I read The Old Man and the Sea in High School, and even though I am a Reader, I did not enjoy it and swore off Hemingway. Recently I read The Sun Also Rises and actually liked the tight prose-style, so I picked up The Old Man and am giving it a re-read. So far, I like it much more. I guess age has mellowed me.
Anyone else experienced this?
…but I will never re-read Heart of Darkness. Hated it then, hate it now.
I didn’t care much for Great Expectations when I read it in high school. I read it about ten years later for a college course and realized it’s a damn good novel.
I haven’t read Dickens since I was forced into reading Great Expectations in high school. I don’t think I could go back to it, but maybe I should try some other Dickens stuff.
Wuthering Heights …I think I didn’t give it a chance in high school because I thought it was a romance :smack: I was a moody kind of teenager so really think I would have loved it if I had read past the first chapters.

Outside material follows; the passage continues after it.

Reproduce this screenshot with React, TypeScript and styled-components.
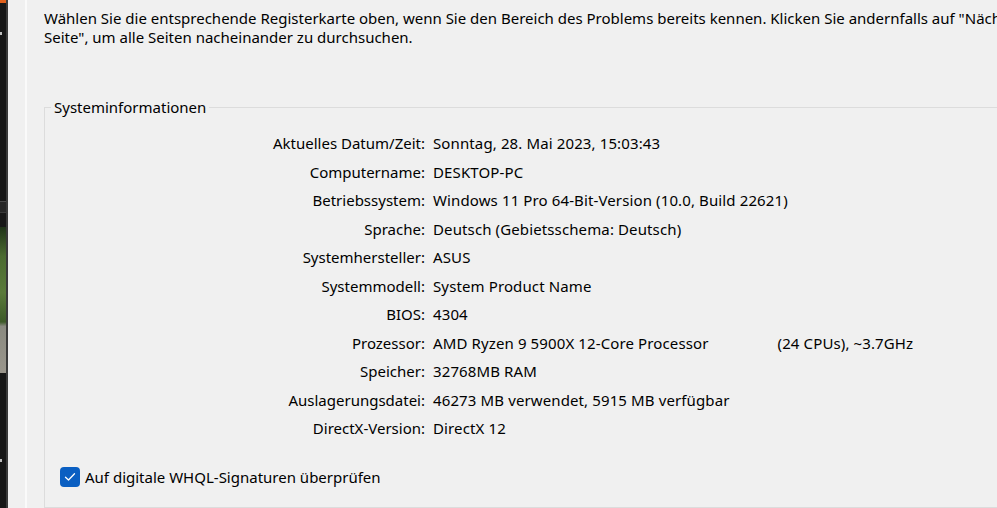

Little House on the Prairie. We had to read that in fourth grade and I thought it was the most boring thing in the world. Nowadays I’m quite keen on old-fashioned kidlit and childhoods I never had.
We studied Romeo and Juliet in high school. I don’t remember particularly hating it, but it just didn’t have that special spark. I later studied it at the university level, and learned that it is basically a nonstop parade of wang jokes told through characters who think with their wangs, act with their wangs, and are pretty much dicks. Oh, did I mention that it’s full of penis jokes?
How literature is taught in school is just awful. I’m surprised anyone ever enjoys reading. No one explains the jokes, and no one explains the social background.
I’m probably the only girl who didn’t find Pride and Prejudice great. I “heard” all the speakers as snotty, and totally missed the humor. Now I think it’s hilarious and actually majored in 19th-century British Lit in college.
Yeah. If you actually go and study a book’s history on your own, you’ll often find that they are filled with jokes of all sorts. Puns, parodies of other works, caricatures of contemporary politicians, everything. For example, most of the songs and poems in Alice in Wonderland are parodies of songs and poems that appeared in school textbooks in those days. Contemporary readers could have quite a bit of a giggle over making fun of those poems that they had to memorize back in fifth grade or whenever.
It wasn’t high school, but I tried reading the Foundation Trilogy fresh out of college. Couldn’t get into it, and stopped reading a few chapters from the end of the first book. I came back to it this summer, 15 years later, and couldn’t put it down. Read the whole original trilogy voraciously, and now I’m looking forward to reading the later sequels and prequels.
Vanity Fair. Reading it for the first time at 15 or 16, I found it an impenetrable wall of text. Reading it again in grad school, I was astonished to find it delightfully funny. Hard to believe it was the same book, but it wasn’t the one that had changed.